[Start PROVIDED MATERIAL]

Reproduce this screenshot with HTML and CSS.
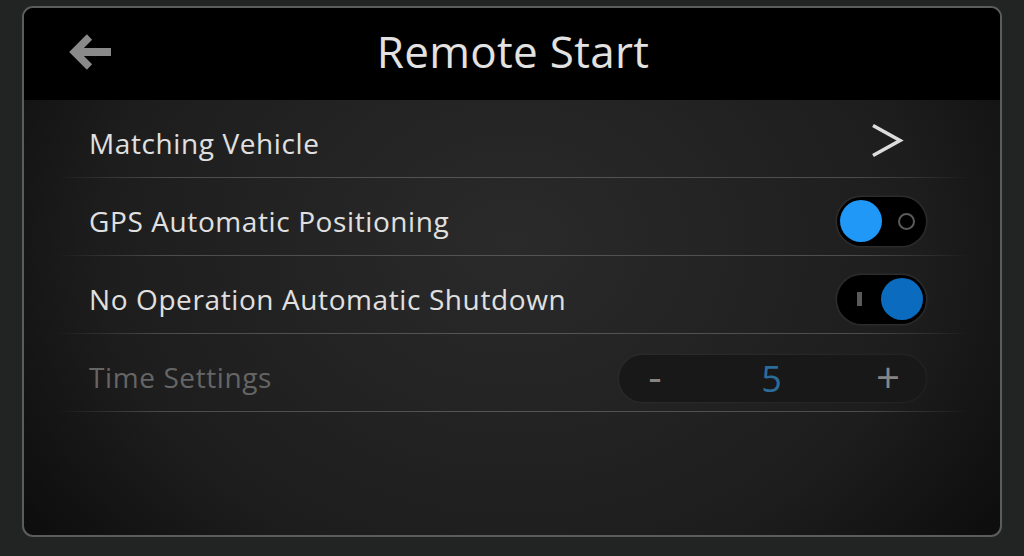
FILE: index.html
```html
<!DOCTYPE html>
<html>
<head>
<meta charset="utf-8">
<link rel="stylesheet" href="styles.css">
</head>
<body>
<div class="panel">
  <header class="header">
    <svg class="back" width="44" height="38" viewBox="0 0 44 38">
      <path d="M20.5 3 L5.5 18 L20.5 33" fill="none" stroke="#8a8a8a" stroke-width="7.5" stroke-linejoin="miter"/>
      <path d="M8 18 H42" stroke="#8a8a8a" stroke-width="8"/>
    </svg>
    <h1 class="title">Remote Start</h1>
  </header>
  <div class="list">
    <div class="row">
      <span class="label">Matching Vehicle</span>
      <svg class="chev" width="34" height="36" viewBox="0 0 34 36">
        <path d="M3 2.5 L30 17.5 L3 32.5" fill="none" stroke="#dcdcdc" stroke-width="3.6" stroke-linejoin="miter"/>
      </svg>
    </div>
    <div class="row">
      <span class="label">GPS Automatic Positioning</span>
      <div class="toggle">
        <span class="knob knob-on"></span>
        <span class="ring"></span>
      </div>
    </div>
    <div class="row">
      <span class="label">No Operation Automatic Shutdown</span>
      <div class="toggle toggle-right">
        <span class="bar"></span>
        <span class="knob knob-dark"></span>
      </div>
    </div>
    <div class="row">
      <span class="label label-dim">Time Settings</span>
      <div class="stepper">
        <span class="minus">-</span>
        <span class="value">5</span>
        <span class="plus">+</span>
      </div>
    </div>
  </div>
</div>
</body>
</html>
```
FILE: styles.css
```css
* { box-sizing: border-box; }
html, body {
  margin: 0;
  padding: 0;
  background: #222424;
  width: 1024px;
  height: 556px;
  overflow: hidden;
  font-family: "Open Sans", "Noto Sans", sans-serif;
}
body {
  padding: 6px 22px 0 22px;
}
.panel {
  width: 980px;
  height: 531px;
  border: 2px solid #5c5c5c;
  border-radius: 11px;
  overflow: hidden;
  background: radial-gradient(ellipse 60% 90% at 50% 45%, #2a2a2a 0%, #1d1d1d 70%, #0e0e0e 100%);
  display: flex;
  flex-direction: column;
}
.header {
  height: 92px;
  background: #000;
  display: flex;
  align-items: center;
  justify-content: center;
  position: relative;
  flex-shrink: 0;
}
.back {
  position: absolute;
  left: 45px;
  top: 26px;
}
.title {
  margin: 0;
  font-weight: 400;
  font-size: 44px;
  color: #e2e2e2;
  letter-spacing: 0.3px;
  padding-left: 2px;
  margin-top: -6px;
}
.list {
  display: flex;
  flex-direction: column;
  padding: 0 30px 0 32px;
}
.row {
  height: 78px;
  display: flex;
  align-items: center;
  justify-content: space-between;
  padding: 8px 44px 0 33px;
  position: relative;
}
.row::after {
  content: "";
  position: absolute;
  left: 0;
  right: 0;
  bottom: 0;
  height: 1px;
  background: linear-gradient(90deg, rgba(90,90,90,0) 0%, #4c4c4c 12%, #555 50%, #4c4c4c 88%, rgba(90,90,90,0) 100%);
}
.label {
  font-size: 28px;
  letter-spacing: 0.6px;
  color: #e0e0e0;
}
.label-dim { color: #656565; }
.chev {
  margin-right: 22px;
  margin-top: -4px;
}
.toggle {
  width: 89px;
  height: 49px;
  border-radius: 25px;
  background: #000;
  box-shadow: 0 0 3px rgba(120,120,120,0.5);
  display: flex;
  align-items: center;
  justify-content: space-between;
  padding: 0 11px 0 3px;
}
.toggle-right {
  padding: 0 3px 0 20px;
}
.knob {
  width: 42px;
  height: 42px;
  border-radius: 50%;
}
.knob-on { background: #1f98f7; }
.knob-dark { background: #0a6bbf; }
.ring {
  width: 17px;
  height: 17px;
  border-radius: 50%;
  border: 2px solid #5a5a5a;
}
.bar {
  width: 5px;
  height: 14px;
  background: #5a5a5a;
}
.stepper {
  width: 307px;
  height: 47px;
  border-radius: 24px;
  background: #181818;
  box-shadow: 0 0 3px rgba(80,80,80,0.4);
  display: flex;
  align-items: center;
  justify-content: space-between;
  padding: 0 24px 0 22px;
  margin-top: 2px;
}
.minus, .plus {
  color: #858585;
  font-size: 42px;
  line-height: 1;
  width: 28px;
  text-align: center;
}
.minus { margin-top: -4px; }
.plus { margin-top: -2px; }
.value {
  color: #2c6c9a;
  font-size: 36px;
  line-height: 1;
  padding-top: 2px;
}
```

[End PROVIDED MATERIAL]

» **WORK TO COMPLETE**: Return the material word for word. Pictures are not part of the copy.

» **RESPONSE TO THE TASK**:
Reproduce this screenshot with HTML and CSS.
FILE: index.html
```html
<!DOCTYPE html>
<html>
<head>
<meta charset="utf-8">
<link rel="stylesheet" href="styles.css">
</head>
<body>
<div class="panel">
  <header class="header">
    <svg class="back" width="44" height="38" viewBox="0 0 44 38">
      <path d="M20.5 3 L5.5 18 L20.5 33" fill="none" stroke="#8a8a8a" stroke-width="7.5" stroke-linejoin="miter"/>
      <path d="M8 18 H42" stroke="#8a8a8a" stroke-width="8"/>
    </svg>
    <h1 class="title">Remote Start</h1>
  </header>
  <div class="list">
    <div class="row">
      <span class="label">Matching Vehicle</span>
      <svg class="chev" width="34" height="36" viewBox="0 0 34 36">
        <path d="M3 2.5 L30 17.5 L3 32.5" fill="none" stroke="#dcdcdc" stroke-width="3.6" stroke-linejoin="miter"/>
      </svg>
    </div>
    <div class="row">
      <span class="label">GPS Automatic Positioning</span>
      <div class="toggle">
        <span class="knob knob-on"></span>
        <span class="ring"></span>
      </div>
    </div>
    <div class="row">
      <span class="label">No Operation Automatic Shutdown</span>
      <div class="toggle toggle-right">
        <span class="bar"></span>
        <span class="knob knob-dark"></span>
      </div>
    </div>
    <div class="row">
      <span class="label label-dim">Time Settings</span>
      <div class="stepper">
        <span class="minus">-</span>
        <span class="value">5</span>
        <span class="plus">+</span>
      </div>
    </div>
  </div>
</div>
</body>
</html>
```
FILE: styles.css
```css
* { box-sizing: border-box; }
html, body {
  margin: 0;
  padding: 0;
  background: #222424;
  width: 1024px;
  height: 556px;
  overflow: hidden;
  font-family: "Open Sans", "Noto Sans", sans-serif;
}
body {
  padding: 6px 22px 0 22px;
}
.panel {
  width: 980px;
  height: 531px;
  border: 2px solid #5c5c5c;
  border-radius: 11px;
  overflow: hidden;
  background: radial-gradient(ellipse 60% 90% at 50% 45%, #2a2a2a 0%, #1d1d1d 70%, #0e0e0e 100%);
  display: flex;
  flex-direction: column;
}
.header {
  height: 92px;
  background: #000;
  display: flex;
  align-items: center;
  justify-content: center;
  position: relative;
  flex-shrink: 0;
}
.back {
  position: absolute;
  left: 45px;
  top: 26px;
}
.title {
  margin: 0;
  font-weight: 400;
  font-size: 44px;
  color: #e2e2e2;
  letter-spacing: 0.3px;
  padding-left: 2px;
  margin-top: -6px;
}
.list {
  display: flex;
  flex-direction: column;
  padding: 0 30px 0 32px;
}
.row {
  height: 78px;
  display: flex;
  align-items: center;
  justify-content: space-between;
  padding: 8px 44px 0 33px;
  position: relative;
}
.row::after {
  content: "";
  position: absolute;
  left: 0;
  right: 0;
  bottom: 0;
  height: 1px;
  background: linear-gradient(90deg, rgba(90,90,90,0) 0%, #4c4c4c 12%, #555 50%, #4c4c4c 88%, rgba(90,90,90,0) 100%);
}
.label {
  font-size: 28px;
  letter-spacing: 0.6px;
  color: #e0e0e0;
}
.label-dim { color: #656565; }
.chev {
  margin-right: 22px;
  margin-top: -4px;
}
.toggle {
  width: 89px;
  height: 49px;
  border-radius: 25px;
  background: #000;
  box-shadow: 0 0 3px rgba(120,120,120,0.5);
  display: flex;
  align-items: center;
  justify-content: space-between;
  padding: 0 11px 0 3px;
}
.toggle-right {
  padding: 0 3px 0 20px;
}
.knob {
  width: 42px;
  height: 42px;
  border-radius: 50%;
}
.knob-on { background: #1f98f7; }
.knob-dark { background: #0a6bbf; }
.ring {
  width: 17px;
  height: 17px;
  border-radius: 50%;
  border: 2px solid #5a5a5a;
}
.bar {
  width: 5px;
  height: 14px;
  background: #5a5a5a;
}
.stepper {
  width: 307px;
  height: 47px;
  border-radius: 24px;
  background: #181818;
  box-shadow: 0 0 3px rgba(80,80,80,0.4);
  display: flex;
  align-items: center;
  justify-content: space-between;
  padding: 0 24px 0 22px;
  margin-top: 2px;
}
.minus, .plus {
  color: #858585;
  font-size: 42px;
  line-height: 1;
  width: 28px;
  text-align: center;
}
.minus { margin-top: -4px; }
.plus { margin-top: -2px; }
.value {
  color: #2c6c9a;
  font-size: 36px;
  line-height: 1;
  padding-top: 2px;
}
```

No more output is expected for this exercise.